Pay attention to patch generation when building or exporting. The gbs import tool also ignores patches marked for manual maintenance when importing source RPMs.

Patch Macro Location

GBS tries to automatically find the correct location to add the %patch macros in the spec file when updating it with the newly generated patches. This is usually successful, but GBS can also guess wrong. You can manually mark the location for auto-generated %patch macros by adding a # Gbp-Patch-Macros marker line into the spec file:

...
%prep
%setup
# do things here...

# Gbp-Patch-Macros

# do more things here...

%build

GBS places the new %patch macros after the marker line. This marker is case-insensitive, similar to # Gbp-Ignore-Patches.

Squashing Commits

When generating patches, GBS supports squashing several commits into 1 monolithic diff. Currently, you can only squash from upstream-tag up to a given commit-ish. An example use case is squashing commits from an upstream release up to a stable update into a single diff (commits on top of the stable generate multiple patches normally).
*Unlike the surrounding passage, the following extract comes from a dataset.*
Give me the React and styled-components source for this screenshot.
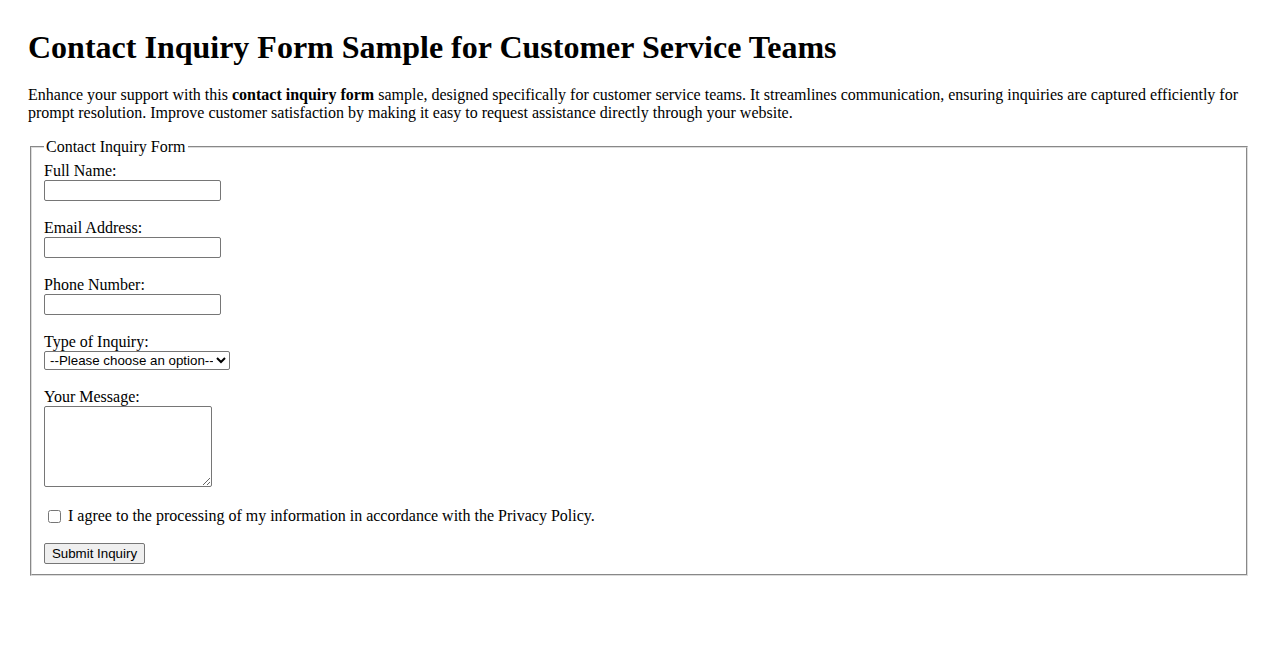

You can enable this with the squash_patches_until config file option or with the --squash-patches-until command line option: the format for the option is <commit-ish>[:<filename-base>].

For example:

$ git branch
* master
stable
upstream
$ gbs export --squash-patches-until=stable:stable-update
info: Generating patches from git (upstream/0.1.2..HEAD)
info: Squashing commits a2a7d82..9c0f5ba into one monolithic 'stable-update.diff'
info: Didn't find any old 'Patch' tags, adding new patches after the last 'Source' tag.
info: Didn't find any old '%patch' macros, adding new patches after the last '%setup' macro
info: mypackage-0.1.2.tar.gz does not exist, creating from 'upstream/0.1.2'
info: package files have been exported to:
/home/user/src/mypackage/packaging/mypackage-0.1.2-1.21

Note

If you are planning to use this feature, configure it in the package-specific .gbs.conf file. This way, all users (including the automatic build machinery) build and export the package in a similar way.